Experimental Results

We validate RADER by comparing demonstrations collected in XR against those provided on a physical Universal Robots UR5e manipulator, using a Meta Quest 3 as the XR device. We evaluate on three learned features using the FERL method:

  • Table: the robot should remain near the table surface
  • Laptop: the robot should avoid the laptop placed on the table
  • Proxemics: the robot should stay away from a human operator standing to the side

Ten example Table feature traces collected using RADER (left) and the physical robot (right), colored by learned reward value.

Feature values over the reachable configuration space: ground truth (left), feature learned from RADER demonstrations (center), and feature learned from physical demonstrations (right).

Mean squared error comparison between RADER and physical robot demonstrations for each feature, averaged over ten trials.

RADER-collected demonstrations achieve comparable MSE to physical robot demonstrations across all three features.
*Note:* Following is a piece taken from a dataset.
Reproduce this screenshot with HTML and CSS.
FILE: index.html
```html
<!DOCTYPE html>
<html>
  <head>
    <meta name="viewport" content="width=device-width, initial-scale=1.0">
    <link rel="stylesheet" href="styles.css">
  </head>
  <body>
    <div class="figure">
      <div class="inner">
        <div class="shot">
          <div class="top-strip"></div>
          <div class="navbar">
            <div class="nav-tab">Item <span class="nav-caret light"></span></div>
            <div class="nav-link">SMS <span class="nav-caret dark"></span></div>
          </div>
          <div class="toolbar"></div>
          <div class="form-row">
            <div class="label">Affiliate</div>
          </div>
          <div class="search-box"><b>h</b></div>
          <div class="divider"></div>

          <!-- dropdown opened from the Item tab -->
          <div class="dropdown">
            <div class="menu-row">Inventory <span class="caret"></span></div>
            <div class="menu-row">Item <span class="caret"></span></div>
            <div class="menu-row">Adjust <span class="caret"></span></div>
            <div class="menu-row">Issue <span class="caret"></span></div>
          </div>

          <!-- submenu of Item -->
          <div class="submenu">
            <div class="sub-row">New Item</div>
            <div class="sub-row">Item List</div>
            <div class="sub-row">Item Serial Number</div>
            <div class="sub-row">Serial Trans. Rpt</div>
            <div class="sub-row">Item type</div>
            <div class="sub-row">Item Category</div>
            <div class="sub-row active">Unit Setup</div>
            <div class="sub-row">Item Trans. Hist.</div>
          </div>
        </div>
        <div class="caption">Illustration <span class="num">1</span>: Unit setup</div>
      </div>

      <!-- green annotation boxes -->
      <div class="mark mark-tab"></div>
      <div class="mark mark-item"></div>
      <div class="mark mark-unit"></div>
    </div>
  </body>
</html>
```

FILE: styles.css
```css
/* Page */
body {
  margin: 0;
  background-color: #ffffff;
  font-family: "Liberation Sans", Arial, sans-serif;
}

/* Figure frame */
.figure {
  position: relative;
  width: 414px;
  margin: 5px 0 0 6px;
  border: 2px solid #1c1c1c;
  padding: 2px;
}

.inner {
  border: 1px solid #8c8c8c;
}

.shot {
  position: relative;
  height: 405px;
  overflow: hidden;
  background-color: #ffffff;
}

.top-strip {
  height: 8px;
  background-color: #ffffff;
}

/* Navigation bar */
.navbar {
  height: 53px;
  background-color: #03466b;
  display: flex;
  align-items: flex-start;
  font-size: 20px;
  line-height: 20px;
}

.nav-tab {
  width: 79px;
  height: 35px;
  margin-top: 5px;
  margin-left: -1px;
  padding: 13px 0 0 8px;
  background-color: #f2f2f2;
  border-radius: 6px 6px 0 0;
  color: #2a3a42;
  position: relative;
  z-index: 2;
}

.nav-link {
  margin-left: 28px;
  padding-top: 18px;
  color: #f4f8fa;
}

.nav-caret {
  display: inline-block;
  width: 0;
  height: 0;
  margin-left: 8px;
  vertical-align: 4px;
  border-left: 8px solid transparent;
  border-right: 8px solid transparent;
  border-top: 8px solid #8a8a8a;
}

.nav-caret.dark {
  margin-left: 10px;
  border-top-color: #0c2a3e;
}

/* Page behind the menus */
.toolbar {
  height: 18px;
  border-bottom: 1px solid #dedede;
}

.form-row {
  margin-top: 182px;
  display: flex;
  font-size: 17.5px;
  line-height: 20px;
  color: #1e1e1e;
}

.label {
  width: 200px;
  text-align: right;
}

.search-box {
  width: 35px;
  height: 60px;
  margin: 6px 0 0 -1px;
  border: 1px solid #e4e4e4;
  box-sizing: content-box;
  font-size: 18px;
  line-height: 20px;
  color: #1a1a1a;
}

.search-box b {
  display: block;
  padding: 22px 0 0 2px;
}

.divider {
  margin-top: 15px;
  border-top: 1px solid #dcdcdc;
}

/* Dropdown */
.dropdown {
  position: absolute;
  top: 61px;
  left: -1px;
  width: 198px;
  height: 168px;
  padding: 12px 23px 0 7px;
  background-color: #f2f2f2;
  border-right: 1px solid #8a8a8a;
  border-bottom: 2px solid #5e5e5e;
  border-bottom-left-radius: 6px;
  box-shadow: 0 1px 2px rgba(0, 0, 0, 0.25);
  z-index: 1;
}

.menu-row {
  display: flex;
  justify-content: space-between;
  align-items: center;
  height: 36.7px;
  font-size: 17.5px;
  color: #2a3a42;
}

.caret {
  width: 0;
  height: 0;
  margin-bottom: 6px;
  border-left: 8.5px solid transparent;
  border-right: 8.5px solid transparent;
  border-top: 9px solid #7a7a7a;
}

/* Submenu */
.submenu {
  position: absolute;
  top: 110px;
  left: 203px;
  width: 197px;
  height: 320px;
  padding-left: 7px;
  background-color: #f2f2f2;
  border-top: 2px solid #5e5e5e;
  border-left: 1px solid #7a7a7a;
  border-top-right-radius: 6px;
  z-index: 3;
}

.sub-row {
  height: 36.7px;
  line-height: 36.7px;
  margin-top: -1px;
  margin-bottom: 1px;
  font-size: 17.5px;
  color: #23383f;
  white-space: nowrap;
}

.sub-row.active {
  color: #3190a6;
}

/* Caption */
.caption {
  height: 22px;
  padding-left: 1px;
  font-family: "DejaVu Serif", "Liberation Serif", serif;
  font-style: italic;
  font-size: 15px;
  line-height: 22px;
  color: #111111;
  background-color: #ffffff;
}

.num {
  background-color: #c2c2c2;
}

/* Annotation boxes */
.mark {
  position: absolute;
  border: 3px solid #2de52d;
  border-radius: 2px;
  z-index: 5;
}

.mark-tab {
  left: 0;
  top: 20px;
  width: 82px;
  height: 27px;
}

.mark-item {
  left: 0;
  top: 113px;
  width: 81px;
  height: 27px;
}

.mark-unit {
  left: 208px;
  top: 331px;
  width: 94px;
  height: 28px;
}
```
For the Laptop feature, RADER achieves lower MSE, attributed to the ability to place visual indicator guides in XR that allow more precise end-effector positioning than is possible in physical reality.

Bimanual Manipulation in XR

Building off of RADER, we are currently working to extend our augmented reality demonstration collection system to bimanual manipulation. Our system allows users to provide demonstrations using hand tracking, which translates into robot motions. Through minimal human demonstrations, we aim to learn reusable robot policies for real-world tasks.